In the late 1950s in high school, with the dawning of modernization and innovation in literature and art in Taiwan, Fang became a true poet when he started finding his own voice and vision after a period of intensive apprenticeship with some famed poets of the time. Among them are founding members of the prominent Fifth Moon Society 五月畫會, especially Liu Guo-Song 劉國松, Chuang Che 莊喆, Fong Chong-Ray 馮鍾睿, Han Hsiang-Ning 韓湘寧, and Peng Wan-ts 彭萬墀. This early immersion in modern art greatly influenced Fang’s artistic sensibility.

Modern poetry to him is its own art form, very different from the romantic, pastoral versification of the olden days. While voraciously learning about the post-war developments of new sciences and technologies in the West, he also plunged into experimenting with the sole medium he had better control of, language. A subscription to the American monthly Poetry journal, founded by Harriet Monroe in 1912 in Chicago, gave him access to contemporary poetic modes and techniques. From this direct exposure to a foreign source, he learned to appreciate explorations in seemingly disparate subjects and also learned various poetic concepts and devices such as thematic and structural organization and the use of motifs in the narrative of a poem.

In 1963, while still a student

at Tam Kang University 淡江大學 as an English major, he published his fastidiously self-curated and designed selection of some twenty-four Chinese poems, Mo Bai 膜拜 (In prostration). This slim but unique volume of poetry garnered great critical acclaim from various notable poets and literary critics in Taiwan and abroad, among them, are Chiu Gang-Jian 邱剛健, Ya Hsien 瘂弦, Chang Mo 張默, Hsiang Ming 向明, and Yu Kwang-Chung 余光中.

In 1965, Poet Fang arrived in Montreal, Canada.

After finishing his mandatory military service in the Taiwan Republic of China air force, Fang made plans to travel to Paris to study art, but France cut diplomatic relations with the Republic of China in Taiwan. Owing to this, he decided to pursue his studies elsewhere. In the fall of 1965, he arrived at Université de Montréal to study English literature, and along the way, Fang learned French. He immersed himself in the works of Shakespeare, Milton, Blake, Donne, Yeats, Hopkins, Eliot, Pound, and other giants in English literature.

The vibrant bilingual cultural scene in Montreal in the Sixties and several visits to San Francisco and New York stimulated Fang’s creative thinking. European drama, French New Wave cinema, avant-garde theater, modern dance, abstract art, classical and experimental music, science fiction, mythology, and existentialism, all greatly influenced his poetic thinking.

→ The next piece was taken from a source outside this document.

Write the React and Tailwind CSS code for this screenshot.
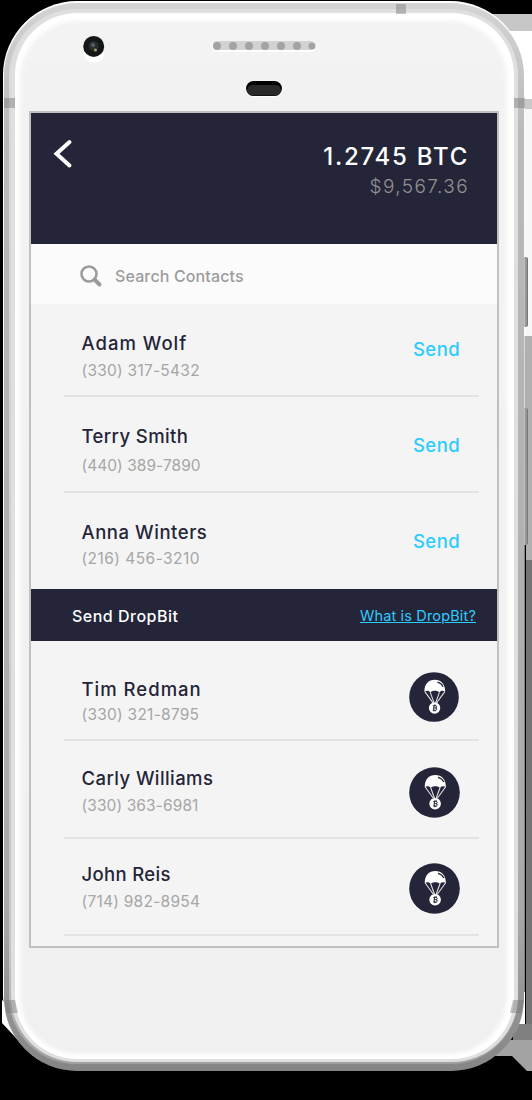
const people = [
  { name: "Adam Wolf", phone: "(330) 317-5432", h: "h-[93px]", top: "pt-[26px]", gap: "mt-[4px]", act: "pt-[32px]", nt: "tracking-[1px]", pt: "tracking-[0.25px]" },
  { name: "Terry Smith", phone: "(440) 389-7890", h: "h-[96px]", top: "pt-[26px]", gap: "mt-[6px]", act: "pt-[35px]", nt: "tracking-[0.4px]", pt: "tracking-[0.04px]" },
  { name: "Anna Winters", phone: "(216) 456-3210", h: "h-[96px]", top: "pt-[26px]", gap: "mt-[3px]", act: "pt-[35px]", nt: "tracking-[0.55px]", pt: "tracking-[0.45px]", last: true },
];
const drops = [
  { name: "Tim Redman", phone: "(330) 321-8795", h: "h-[100px]", top: "pt-[35px]", gap: "mt-[2px]", act: "pt-[31px]", size: "size-[50px] mr-[1px]", nt: "tracking-[1px]", pt: "tracking-[0.25px]" },
  { name: "Carly Williams", phone: "(330) 363-6981", h: "h-[98px]", top: "pt-[24px]", gap: "mt-[4px]", act: "pt-[26px]", size: "size-[51px]", nt: "tracking-[0.42px]", pt: "tracking-[0.1px]" },
  { name: "John Reis", phone: "(714) 982-8954", h: "h-[97px]", top: "pt-[22px]", gap: "mt-[4px]", act: "pt-[24px]", size: "size-[51px]", nt: "tracking-[0.35px]", pt: "tracking-[0.25px]" },
];

function DropIcon({ className }) {
  return (
    <svg className={className} viewBox="0 0 51 51">
      <circle cx="25.5" cy="25.5" r="25.3" fill="#242538" />
      <path d="M15.8 20.5C15.3 12.5 20 8 26.3 8S37.2 12.5 36.9 20.5C35 18.7 32.5 18.7 31 21C29.5 18.6 23.2 18.6 21.7 21C20.2 18.7 17.5 18.7 15.8 20.5Z" fill="#fff" />
      <path d="M29 10.3C31.8 11 33.8 12.7 34.8 15" fill="none" stroke="#242538" strokeWidth="1.2" />
      <path d="M16.2 20L24.5 31.5M21.7 20.8L25.6 31.5M31 20.8L27.1 31.5M36.5 20L28.2 31.5" fill="none" stroke="#fff" strokeOpacity="0.85" strokeWidth="1.1" />
      <circle cx="26.1" cy="36.7" r="5.8" fill="#fff" />
      <path d="M24.3 34.4H26.8Q28.3 34.4 28.2 35.5Q28.1 36.6 26.8 36.6H25.2M26.8 36.6Q28.5 36.7 28.3 38Q28.1 39 26.7 39H24.2M25.5 34.4L25 39M26 33.3V34.4M27.2 33.3V34.4M25.5 39V40.1M26.8 39V40.1" fill="none" stroke="#242538" strokeWidth="1" />
    </svg>
  );
}

function Hardware() {
  return (
    <svg className="absolute inset-0" width="532" height="1100" viewBox="0 0 532 1100">
      <defs>
        <linearGradient id="rim" x1="0" y1="0" x2="0" y2="1">
          <stop offset="0" stopColor="#d4d4d4" />
          <stop offset="0.12" stopColor="#bababa" />
          <stop offset="0.85" stopColor="#a9a9a9" />
          <stop offset="1" stopColor="#858585" />
        </linearGradient>
        <linearGradient id="rim2" x1="0" y1="0" x2="0" y2="1">
          <stop offset="0" stopColor="#dcdcdc" />
          <stop offset="0.9" stopColor="#c4c4c4" />
          <stop offset="1" stopColor="#a0a0a0" />
        </linearGradient>
        <linearGradient id="face" x1="0" y1="0" x2="0" y2="1">
          <stop offset="0" stopColor="#f3f3f3" />
          <stop offset="1" stopColor="#f0f0f0" />
        </linearGradient>
        <linearGradient id="key" x1="0" y1="0" x2="1" y2="0">
          <stop offset="0.5" stopColor="#707070" />
          <stop offset="0.75" stopColor="#a4a4a4" />
          <stop offset="1" stopColor="#686868" />
        </linearGradient>
        <filter id="soft" x="-5%" y="-5%" width="110%" height="110%"><feGaussianBlur stdDeviation="2" /></filter>
      </defs>
      <rect width="532" height="1100" fill="#000" />
      <rect x="480" y="14" width="52" height="18" fill="#c7c7c7" />
      <rect x="500" y="31" width="32" height="306" fill="#fff" />
      <rect x="520" y="99" width="12" height="10" fill="#c9c9c9" />
      <rect x="520" y="109" width="12" height="227" fill="#f7f7f7" />
      <rect x="520" y="336" width="12" height="225" fill="#b0b0b0" />
      <rect x="520" y="545" width="6" height="500" fill="#000" />
      <rect x="526" y="560" width="6" height="465" fill="#747474" />
      <path d="M485 1040H532V1071H527L512 1056H485Z" fill="#a3a3a3" />
      <rect x="513" y="1024" width="19" height="16" fill="#808080" />
      <path d="M520 992H525V1024H518Z" fill="#fff" />
      <path d="M2 1000V1023L33 1056L40 1040Z" fill="#fff" />
      <rect x="520" y="257" width="8" height="70" rx="2" fill="url(#key)" />
      <rect x="520" y="408" width="8" height="137" rx="2" fill="url(#key)" />
      <rect x="3" y="1" width="521.5" height="1069" rx="74" fill="#fff" />
      <rect x="4" y="3" width="520" height="1068" rx="73" fill="url(#rim)" />
      <rect x="9" y="9" width="509" height="1055" rx="67" fill="url(#rim2)" />
      <rect x="11" y="10" width="507" height="1052" rx="66" fill="#dfdfdf" />
      <rect x="15" y="13" width="499" height="1046" rx="62" fill="#fff" />
      <rect x="20" y="21" width="487" height="1033" rx="58" fill="url(#face)" filter="url(#soft)" />
      <g fill="#777" fillOpacity="0.45">
        <rect x="4" y="98" width="11" height="10" />
        <rect x="514" y="98" width="11" height="10" />
        <path d="M4 1000H15L18 1013H7Z" />
        <path d="M524 1000H513L510 1013H521Z" />
        <rect x="396" y="4" width="10" height="10" />
      </g>
      <circle cx="94" cy="52" r="10.5" fill="#fff" />
      <circle cx="93.7" cy="46.4" r="10.5" fill="#151717" />
      <circle cx="93.7" cy="46" r="5" fill="#282e30" />
      <circle cx="93" cy="45" r="2" fill="#526065" />
      <circle cx="95.5" cy="50" r="1.5" fill="#9aa35f" />
      <rect x="212" y="41" width="104" height="11" rx="5.5" fill="#fff" />
      <rect x="213" y="41" width="102" height="9" rx="4.5" fill="#d2d2d2" />
      <g fill="#a3a3a3">
        <circle cx="217" cy="46" r="4" /><circle cx="233" cy="46" r="4" /><circle cx="249" cy="46" r="4" />
        <circle cx="265" cy="46" r="4" /><circle cx="281" cy="46" r="4" /><circle cx="297" cy="46" r="4" /><circle cx="312" cy="46" r="3.5" />
      </g>
      <rect x="245" y="81" width="38" height="16" rx="8" fill="#fff" />
      <rect x="246" y="81" width="36" height="15" rx="7.5" fill="#000" />
      <rect x="247" y="85" width="34" height="10.5" rx="5.2" fill="#292929" />
    </svg>
  );
}

function Row({ p, children }) {
  return (
    <div className={`${p.h} ml-[33px] mr-[18px] flex shrink-0 justify-between pl-[17.5px] pr-[19px] ${p.last ? "" : "border-b-2 border-[#e3e3e3]"}`}>
      <div className={`${p.top} whitespace-nowrap`}>
        <div className={`text-[18.5px] leading-[26px] font-medium text-[#242538] ${p.nt}`}>{p.name}</div>
        <div className={`${p.gap} text-[15.5px] leading-[22px] text-[#a6a6a6] ${p.pt}`}>{p.phone}</div>
      </div>
      <div className={p.act}>{children}</div>
    </div>
  );
}

export default function App() {
  return (
    <div className="relative h-[1100px] w-[532px] overflow-hidden bg-black font-['Inter',sans-serif]">
      <Hardware />
      <div className="relative pt-[111px] pl-[29px]">
        <main className="flex h-[837px] w-[470px] flex-col border-2 border-[#c0c0c0] bg-[#f4f4f4]">
          <header className="flex h-[131px] shrink-0 justify-between bg-[#242538] pt-[26px] pr-[28px] pl-[21px]">
            <svg width="21" height="30" viewBox="0 0 21 30">
              <path d="M17.5 3L4.5 14.7L17.5 26.5" fill="none" stroke="#fff" strokeWidth="4" strokeLinecap="round" />
            </svg>
            <div className="text-right whitespace-nowrap">
              <div className="text-[24px] leading-[36px] font-medium text-white tracking-[1.75px]">1.2745 BTC</div>
              <div className="text-[19px] leading-[24px] font-light text-[#929292] tracking-[1.4px]">$9,567.36</div>
            </div>
          </header>
          <div className="flex h-[60px] shrink-0 items-center bg-[#fbfbfb] pt-[4px] pl-[49px]">
            <svg width="23" height="23" viewBox="0 0 23 23" fill="none" stroke="#9b9b9b">
              <circle cx="9" cy="9" r="7.5" strokeWidth="2.6" />
              <path d="M14.5 14.5L19.5 19.5" strokeWidth="4" strokeLinecap="round" />
            </svg>
            <span className="ml-[12px] text-[16px] font-medium text-[#9b9b9b] tracking-[0.13px]">Search Contacts</span>
          </div>
          {people.map((p) => (
            <Row key={p.name} p={p}>
              <button className="block text-[18.5px] leading-[26px] font-medium text-[#2dccff] tracking-[0.4px]">Send</button>
            </Row>
          ))}
          <div className="flex h-[52px] shrink-0 items-center justify-between bg-[#242538] pt-[2px] pr-[21px] pl-[41px]">
            <span className="text-[16px] font-medium text-white tracking-[0.5px]">Send DropBit</span>
            <a className="text-[14.5px] text-[#2dccff] underline tracking-[0.16px]">What is DropBit?</a>
          </div>
          {drops.map((p) => (
            <Row key={p.name} p={p}>
              <DropIcon className={p.size} />
            </Row>
          ))}
        </main>
      </div>
    </div>
  );
}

Nearing the end of the 1960s, the courage and vision of America’s Apollo moon landing mission galvanized his belief in the power of science, technology, human vision, and courage as the driving forces of human civilization. Since then, scientific and astronomical subjects have become a central theme in his creative mind. 

Upon his return to Taiwan in 1971


Fang began teaching at Fu Jen University in Taipei. His work was published in many major literary journals and anthologies. He also served on the editorial board of the Blue Star Poetry Journal and Modern Literature Magazine 現代文學 and did extensive translation work for various magazines, including U.S. News and World Report.

From left: Zhou Meng-die 周夢蝶, Rong Zi 蓉子, Xiang Ming 向明, Yu Guang-zhong 余光中, Luo Men 羅門, Fang Xin 方莘, Zhang Jian 張健.

 

Fang immigrated to the San Francisco Bay Area in 1982

with his wife and young daughter. There, he continued his pursuit in art, music, theatre, film, literature, and also delved into modern science and the history of scientific evolution in the East and the West.

In the spring of 2004, he applied his deep knowledge of Chinese language and history to translate Sun Dynasty (11th century) archival technical documents for Dragon Skies: Ancient Astronomy of Imperial China (龍躍在天) at Chabot Space and Science Center, an astronomy museum and observatory.

Fang Xin joined the Eastbay Astronomical Society (EAS) and taught himself the principles of practical and theoretical astronomy, studied its history both as science and as culture. He then became an EAS board member, and served first as its librarian and then as archivist.

Now in his eighties, Fang Xin continues to write in Chinese and English and translate his early works into English. He is currently working on a manuscript, Night falls so impatiently, featuring over forty original poems and new translations that span his extensive career. He resides in the Oakland hills in California with his wife, surrounded by his daughter, son-in-law, and grandsons—in the same house where his parents spent the happiest years of their long lives.